RuntimeError: Some workers returned results while others didn't. Make sure that `train.report()` and `train.checkpoint()` are called the same number of times on all workers

Hello I’m trying to use Ray-Train to train my pytorch model using a multi-node setup.
If I use a smoke-test with very small sample size, the model trains. But if I try on the full set,
The training stops with the following error:
RuntimeError: Some workers returned results while others didn’t. Make sure that train.report() and train.checkpoint() are called the same number of times on all workers.
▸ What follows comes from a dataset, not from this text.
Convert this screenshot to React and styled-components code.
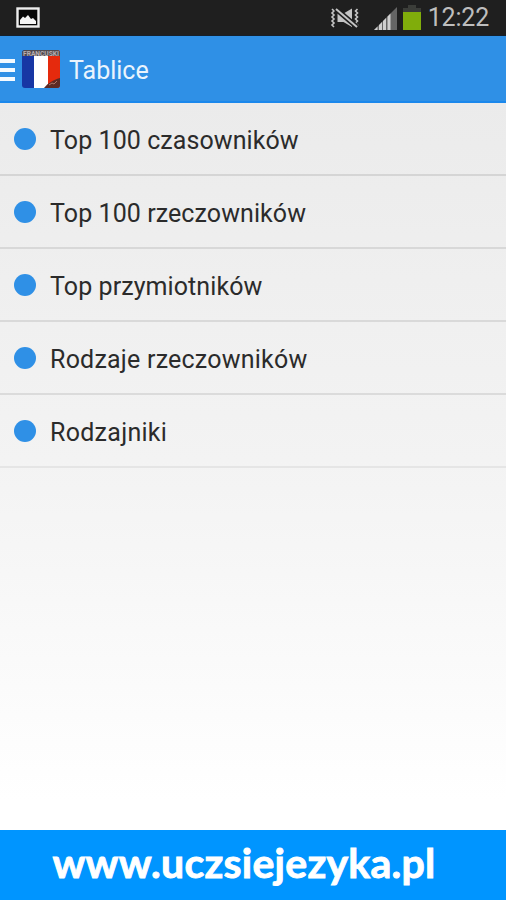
import React from "react";
import styled, { createGlobalStyle } from "styled-components";

const GlobalStyle = createGlobalStyle`
  * {
    box-sizing: border-box;
  }

  body {
    margin: 0;
    font-family: Roboto, "Noto Sans", sans-serif;
  }
`;

const Screen = styled.div`
  display: flex;
  flex-direction: column;
  width: 506px;
  height: 900px;
  overflow: hidden;
  background: linear-gradient(#ebebeb 100px, #f3f3f3 460px, #ffffff 800px);
`;

const StatusBar = styled.div`
  display: flex;
  align-items: center;
  height: 36px;
  padding: 0 17px 0 16px;
  background-color: #1f1f1f;
  border-bottom: 1px solid #15202c;
`;

const StatusIcons = styled.div`
  display: flex;
  align-items: center;
  margin-left: auto;
`;

const Clock = styled.span`
  margin-left: 7px;
  color: #bebebe;
  font-size: 25px;
  line-height: 35px;
  letter-spacing: -0.2px;
`;

const ActionBar = styled.header`
  display: flex;
  align-items: center;
  height: 67px;
  padding-top: 1px;
  background-color: #2f90e6;
  border-bottom: 2px solid #1b88ec;
`;

const MenuIcon = styled.div`
  display: flex;
  flex-direction: column;
  gap: 5px;
  width: 15px;
  margin: 2px 7px 0 0;
`;

const MenuLine = styled.span`
  height: 4px;
  background-color: #f4faff;
`;

const Title = styled.h1`
  margin: 4px 0 0 9px;
  color: #eaf4fd;
  font-size: 25px;
  font-weight: 400;
  line-height: 60px;
`;

const List = styled.ul`
  margin: 0;
  padding: 0;
  list-style: none;
`;

const Row = styled.li`
  display: flex;
  align-items: center;
  height: 73px;
  padding: 1px 0 0 14px;
  border-bottom: 2px solid ${props => props.$line};
`;

const Dot = styled.span`
  width: 22px;
  height: 22px;
  border-radius: 50%;
  background-color: #2f90e6;
`;

const Label = styled.span`
  margin: 3px 0 0 14px;
  color: #2b2b2b;
  font-size: 25px;
  line-height: 30px;
  letter-spacing: ${props => props.$spacing || "0.08px"};
`;

const Footer = styled.footer`
  display: flex;
  justify-content: center;
  height: 70px;
  margin-top: auto;
  padding-right: 18px;
  background-color: #0095ff;
  color: #ffffff;
  font-family: Lato, "Open Sans", sans-serif;
  font-size: 41px;
  font-weight: 700;
  line-height: 65px;
  letter-spacing: 0.25px;
  -webkit-text-stroke: 0.9px #ffffff;
  white-space: nowrap;
`;

const rows = [
  { text: "Top 100 czasowników", line: "#d5d5d5" },
  { text: "Top 100 rzeczowników", line: "#d8d8d8" },
  { text: "Top przymiotników", line: "#d9d9d9" },
  { text: "Rodzaje rzeczowników", line: "#dbdbdb", spacing: "0.22px" },
  { text: "Rodzajniki", line: "#e5e5e5", spacing: "0.28px" },
];

const PictureIcon = () => (
  <svg width="24" height="21" viewBox="0 0 24 21">
    <rect x="1.5" y="1.5" width="21" height="18" fill="#080808" stroke="#eeeeee" strokeWidth="2.4" />
    <path d="M4 17v-4l3-3.500 2 1.500 3-3 3 4 2-1 3 3v3z" fill="#f5f5f5" />
  </svg>
);

const MutedSvg = styled.svg`
  margin-right: 13px;
`;

const MutedIcon = () => (
  <MutedSvg width="32" height="22" viewBox="0 0 32 22" fill="none" stroke="#c4c4c4">
    <path d="M3 2l2 2-2 2 2 2-2 2 2 2-2 2 2 2-2 2 2 2M28.500 2l-2 2 2 2-2 2 2 2-2 2 2 2-2 2 2 2-2 2" strokeWidth="1.600" />
    <path d="M8.500 6.500h6L23 1.500v18.500l-8.500-5h-6z" fill="#c4c4c4" stroke="none" />
    <path d="M7 2l21 18" stroke="#1f1f1f" strokeWidth="5" />
    <path d="M7 2l21 18" strokeWidth="2" />
  </MutedSvg>
);

const SignalSvg = styled.svg`
  margin: 1px 6px 0 0;
`;

const SignalIcon = () => (
  <SignalSvg width="23" height="23" viewBox="0 0 23 23">
    <path d="M0 23L23 0v23z" fill="#656565" />
    <path d="M0 23l3.500-3.500V23zM5 23v-5l3-3v8zM9 23v-9l3-3v12zM13.500 23V9.500l3-3V23z" fill="#d0d0d0" />
  </SignalSvg>
);

const BatteryIcon = () => (
  <svg width="18" height="25" viewBox="0 0 18 25">
    <path d="M5 0h8v3h5v5H0V3h5z" fill="#3b3d39" />
    <rect y="7" width="18" height="18" fill="#80ad0b" />
  </svg>
);

const FlagText = styled.text`
  font-family: Roboto, sans-serif;
  font-size: 7px;
  font-weight: 700;
`;

const FlagIcon = () => (
  <svg width="38" height="38" viewBox="0 0 38 38">
    <defs>
      <clipPath id="flag">
        <rect width="38" height="38" rx="3" />
      </clipPath>
    </defs>
    <g clipPath="url(#flag)">
      <rect width="12" height="38" fill="#1736a4" />
      <rect x="12" width="14" height="38" fill="#ffffff" />
      <rect x="26" width="12" height="38" fill="#e52a0d" />
      <rect width="38" height="6" fill="#514b50" />
      <FlagText x="1" y="6" textLength="36" lengthAdjust="spacingAndGlyphs" fill="#b8aeb0">FRANCUSKI</FlagText>
      <path d="M22 38c4-5 9-8 16-10v10z" fill="#5c2a25" />
      <path d="M27 35l3-2 2 1 3-3" fill="none" stroke="#b17568" />
    </g>
  </svg>
);

const App = () => (
  <>
    <GlobalStyle />
    <Screen>
      <StatusBar>
        <PictureIcon />
        <StatusIcons>
          <MutedIcon />
          <SignalIcon />
          <BatteryIcon />
          <Clock>12:22</Clock>
        </StatusIcons>
      </StatusBar>
      <ActionBar>
        <MenuIcon>
          <MenuLine />
          <MenuLine />
          <MenuLine />
        </MenuIcon>
        <FlagIcon />
        <Title>Tablice</Title>
      </ActionBar>
      <List>
        {rows.map(row => (
          <Row key={row.text} $line={row.line}>
            <Dot />
            <Label $spacing={row.spacing}>{row.text}</Label>
          </Row>
        ))}
      </List>
      <Footer>www.uczsiejezyka.pl</Footer>
    </Screen>
  </>
);

export default App;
I was using train.checkpoint(), I stopped because I saw another person with this problem. But the error persists. If I stop using train.report(), then my logging will be a mess.

Other things I tried:
torch.distributed.barrier() (problem persists):

my code:

def train_model(config):
    loss_fn = nn.BCEWithLogitsLoss
    model = IntegrativeModel(# config,
                             warm=False)
   
    prot_transformer = TransformerProt()
    prot_transformer = ray.get(config["trans_id"])
    model.prot_transformer = prot_transformer.transformer #loading pretrained
    model.set_cold()
    model = train.torch.prepare_model(model)
    params_to_optimize = [
        {'params': model.parameters()}
    ]
    optim = torch.optim.Adam(
        params_to_optimize, lr=config["lr"], weight_decay=config["weight_decay"])
    # loading and preparing dataloaders, the non-distributed datalaoders are put into the file system and the I get them
    X_train = ray.get(config["train_data"]) #I load data because I resample at each iteration
    # boilerplate loading of some data from file store
    torch.distributed.barrier()
    for epoch in range(0, 40):
        if epoch == 1:
            model.module.set_warm() # activate the training on the pretraind network
            torch.distributed.barrier()
        train_dataloader = torch.utils.data.dataloader.DataLoader(#generate dataloader with negative sampling
        train_dataloader = train.torch.prepare_data_loader(train_dataloader)

       
        train_met = train_epoch(model, train_dataloader,
                          loss_fn, optim, batch_acc)
        if (epoch % 5) == 0:
            test1_met = test_epoch(model, test_dataloader_1, loss_fn)
            test2_met = test_epoch(model, test_dataloader_2, loss_fn)
        else: # evaluate some partitions after a few epochs
            test1_met = (np.nan, np.nan, np.nan, np.nan)
            test2_met = (np.nan, np.nan, np.nan, np.nan)
        test3_met = test_epoch(model, test_dataloader_3, loss_fn)
        metrics = {"train_loss":train_met[0], "train_roc":train_met[1],
                  "test1_loss":test1_met[0], "test1_roc":test1_met[1], "test1_acc0":test1_met[2], "test1_acc1":test1_met[3],
                  "test2_loss":test2_met[0], "test2_roc":test2_met[1], "test2_acc0":test2_met[2], "test2_acc1":test2_met[3],
                  "test3_loss":test3_met[0], "test3_roc":test3_met[1], "test3_acc0":test3_met[2], "test3_acc1":test3_met[3]}
        gc.collect() # maybe this is problematic?
        train.report(epoch=epoch, **metrics)
        torch.distributed.barrier()
        if ray.train.world_rank() == 0: # here I'm trying to save manually to avoid the problem
            state_dict = model.module.state_dict()
            torch.save(state_dict, "final_model.pkl")
        results[epoch] = metrics
        torch.distributed.barrier()

Hey @P_ac, thanks for raising this issue! The way that you are calling train.report looks good to me, so this behavior is definitely odd. Does this work if you remove the gc.collect() line?